In Machine Learning, we often work with **large numerical datasets**.
Small inefficiencies (like Python loops) become **major performance bottlenecks**.

This notebook demonstrates:
- Performance difference between Python loops and NumPy vectorization
- Code readability comparison
- Why vectorization is a core ML skill


In [None]:
import numpy as np
import time

In [None]:
# Create a large array to simulate ML-scale data
size = 1_000_000
arr = np.random.rand(size)

arr.shape, arr.dtype

## Approach 1: Python Loop

We iterate through each element and apply an operation manually.
This is intuitive but inefficient for large datasets.


In [None]:
start_time = time.time()

result_loop = []
for x in arr:
    result_loop.append(x * 2)

end_time = time.time()
loop_time = end_time - start_time

loop_time

## Approach 2: NumPy Vectorization

NumPy performs operations in **compiled C code** internally.
This avoids Python-level iteration and dramatically improves performance.


start_time = time.time()

result_vectorized = arr * 2

end_time = time.time()
vectorized_time = end_time - start_time

vectorized_time

## Performance Comparison

Let us compare execution times.

In [None]:
print(f"Loop Time:        {loop_time:.6f} seconds")
print(f"Vectorized Time:  {vectorized_time:.6f} seconds")
print(f"Speed-up Factor:  {loop_time / vectorized_time:.2f}x")

## Correctness Check

Performance is meaningless if results are incorrect.

In [None]:
np.allclose(result_loop, result_vectorized)

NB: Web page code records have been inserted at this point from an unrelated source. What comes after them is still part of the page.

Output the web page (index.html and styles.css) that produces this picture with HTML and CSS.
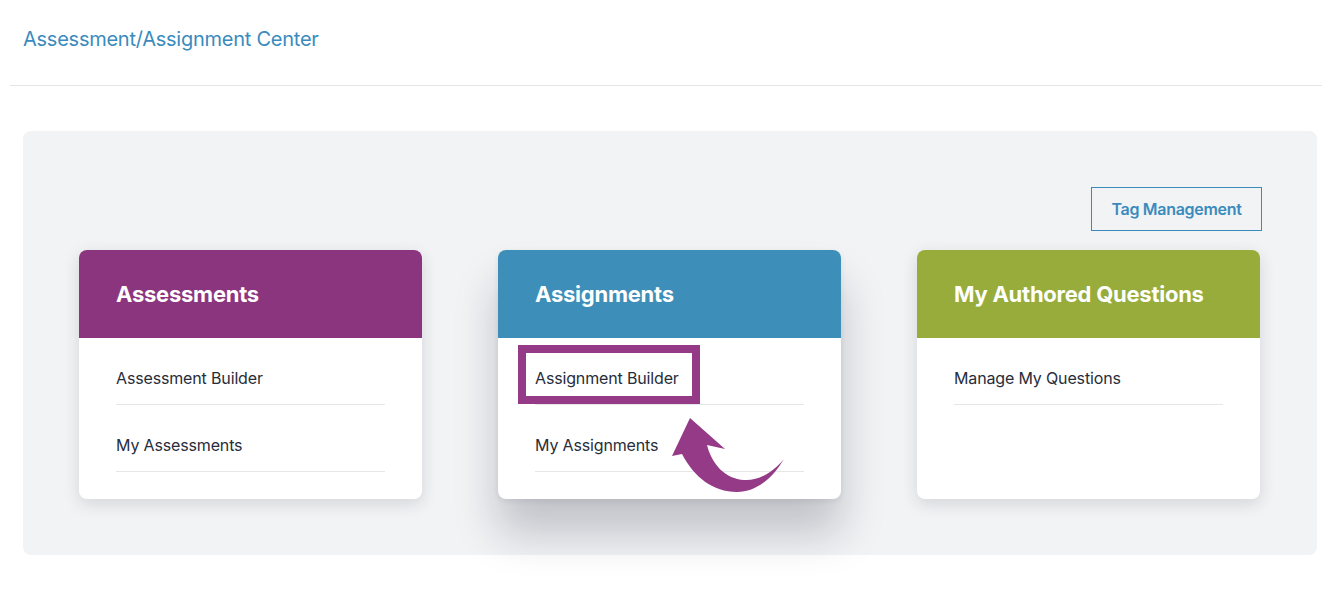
FILE: index.html
```html
<!DOCTYPE html>
<html lang="en">
<head>
<meta charset="utf-8">
<title>Assessment/Assignment Center</title>
<link rel="stylesheet" href="styles.css">
</head>
<body>
  <header class="page-header">
    <h1 class="page-title">Assessment/Assignment Center</h1>
  </header>
  <hr class="divider">
  <main class="panel">
    <div class="toolbar">
      <button class="tag-btn">Tag Management</button>
    </div>
    <div class="cards">
      <section class="card">
        <div class="card-head purple">Assessments</div>
        <ul class="card-list">
          <li>Assessment Builder</li>
          <li>My Assessments</li>
        </ul>
      </section>
      <section class="card card-active">
        <div class="card-head blue">Assignments</div>
        <ul class="card-list">
          <li>Assignment Builder</li>
          <li>My Assignments</li>
        </ul>
        <div class="highlight"></div>
        <svg class="arrow" width="120" height="82" viewBox="0 0 120 82">
          <path d="M22 3 L57 34 L39 30 C44 50 58 64 76 65 C92 66 106 56 116 44 C104 64 88 77 69 77 C45 77 26 62 14 39 L4 41 Z" fill="#943a87"/>
        </svg>
      </section>
      <section class="card">
        <div class="card-head green">My Authored Questions</div>
        <ul class="card-list">
          <li>Manage My Questions</li>
        </ul>
      </section>
    </div>
  </main>
</body>
</html>
```
FILE: styles.css
```css
* { box-sizing: border-box; }
html, body { margin: 0; padding: 0; background: #ffffff; }
body {
  font-family: Inter, "Noto Sans", "Liberation Sans", sans-serif;
  color: #272d3a;
  width: 1340px;
  height: 596px;
  overflow: hidden;
}
.page-header { padding: 27px 23px 0 23px; height: 85px; }
.page-title {
  margin: 0;
  font-size: 20px;
  font-weight: 400;
  line-height: 24px;
  color: #3a8bbd;
  letter-spacing: -0.25px;
}
.divider {
  margin: 0 18px 0 10px;
  border: 0;
  border-top: 1px solid #e3e4e8;
  height: 0;
}
.panel {
  margin: 45px 23px 0 23px;
  height: 424px;
  background: #f2f3f5;
  border-radius: 8px;
  padding: 56px 56px 0 56px;
}
.toolbar { display: flex; justify-content: flex-end; }
.tag-btn {
  height: 44px;
  width: 171px;
  border: 1px solid #3a8bbd;
  background: transparent;
  color: #3a8bbd;
  font-family: inherit;
  font-size: 16px;
  font-weight: 600;
  letter-spacing: -0.3px;
  padding: 0;
  margin-right: -1px;
}
.cards {
  margin-top: 19px;
  display: flex;
  gap: 76px;
}
.card {
  position: relative;
  width: 343px;
  height: 249px;
  background: #ffffff;
  border-radius: 8px;
  box-shadow: 0 5px 16px rgba(30, 35, 50, 0.14);
}
.card-active {
  box-shadow: 0 34px 44px rgba(20, 25, 40, 0.22), 0 2px 6px rgba(20, 25, 40, 0.08);
}
.card-head {
  height: 88px;
  border-radius: 8px 8px 0 0;
  padding-left: 37px;
  display: flex;
  align-items: center;
  color: #ffffff;
  font-size: 22px;
  font-weight: 700;
  letter-spacing: -0.25px;
}
.purple { background: #8b357e; }
.blue { background: #3d8eb8; }
.green { background: #97ac3b; }
.card-list {
  list-style: none;
  margin: 0;
  padding: 0 37px;
}
.card-list li {
  padding: 30px 0 16px 0;
  line-height: 20px;
  font-size: 16px;
  letter-spacing: -0.15px;
  border-bottom: 1px solid #e4e6ea;
}
.highlight {
  position: absolute;
  left: 20px;
  top: 95px;
  width: 182px;
  height: 59px;
  border: 8px solid #943a87;
}
.arrow {
  position: absolute;
  left: 170px;
  top: 165px;
}
```
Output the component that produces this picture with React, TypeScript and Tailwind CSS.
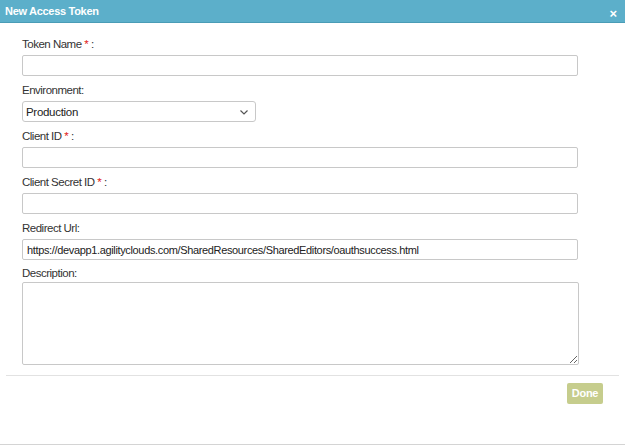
export default function App() {
  const label = "block h-[14px] text-[11.5px] leading-[14px] text-[#333] mb-[4px] tracking-[-0.5px]";
  const input =
    "block h-[21px] w-[556px] rounded-[2px] border border-[#c8c8c8] bg-white px-[4px] text-[11px] tracking-[-0.35px] text-[#222] outline-none";
  const Req = () => (
    <>
      {" "}
      <span className="text-[#e02020]">*</span> :
    </>
  );

  return (
    <div className="h-[445px] w-[625px] bg-white font-['Liberation_Sans',Arial,sans-serif] border-b border-[#d4d4d4]">
      <div className="flex h-[23px] items-center justify-between border-b border-[#4a9cb6] bg-[#5cafca] pl-[5px] pr-[8px]">
        <span className="text-[11px] font-bold leading-none tracking-[-0.3px] text-white">New Access Token</span>
        <span className="mt-[4px] text-[13px] font-bold leading-none text-white">×</span>
      </div>

      <div className="px-[22px] pt-[14px]">
        <div className="mb-[7px]">
          <label className={label}>
            Token Name<Req />
          </label>
          <input className={input} />
        </div>

        <div className="mb-[7px]">
          <label className={label}>Environment:</label>
          <div className="relative h-[21px] w-[234px] rounded-[3px] border border-[#c8c8c8] bg-white">
            <span className="absolute left-[3px] top-[3px] text-[11.5px] leading-[14px] tracking-[-0.3px] text-[#222]">
              Production
            </span>
            <svg
              className="absolute right-[7px] top-[8px]"
              width="8"
              height="5"
              viewBox="0 0 8 5"
              fill="none"
              stroke="#555"
              strokeWidth="1.2"
            >
              <path d="M0.5 0.5 L4 4 L7.5 0.5" />
            </svg>
          </div>
        </div>

        <div className="mb-[7px]">
          <label className={label}>
            Client ID<Req />
          </label>
          <input className={input} />
        </div>

        <div className="mb-[7px]">
          <label className={label}>
            Client Secret ID<Req />
          </label>
          <input className={input} />
        </div>

        <div className="mb-[6px]">
          <label className={label}>Redirect Url:</label>
          <input
            className={input}
            defaultValue="https://devapp1.agilityclouds.com/SharedResources/SharedEditors/oauthsuccess.html"
          />
        </div>

        <div>
          <label className="mb-[2px] block h-[14px] text-[11.5px] leading-[14px] tracking-[-0.5px] text-[#333]">
            Description:
          </label>
          <textarea className="block h-[83px] w-[557px] resize-y rounded-[2px] border border-[#c8c8c8] bg-white px-[4px] text-[12px] outline-none" />
        </div>
      </div>

      <div className="mx-[6px] mt-[10px] border-t border-[#e2e2e2]" />

      <div className="flex justify-end px-[22px] pt-[7px]">
        <button className="h-[21px] w-[36px] rounded-[2px] bg-[#c6cd8d] text-[11px] font-bold tracking-[-0.3px] text-white">
          Done
        </button>
      </div>
    </div>
  );
}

## Why vectorization is preferred in ML

- Faster execution
- Cleaner and more readable code
- Easier to maintain
- Enables better hardware utilization (CPU cache, SIMD, GPUs)

This is why **Python loops are discouraged** in ML pipelines.


## Key Takeaways

- Python loops do not scale for numerical computation
- NumPy vectorization is significantly faster
- Vectorization is a **must-have skill** for ML engineers
- Clean code often aligns with faster code in NumPy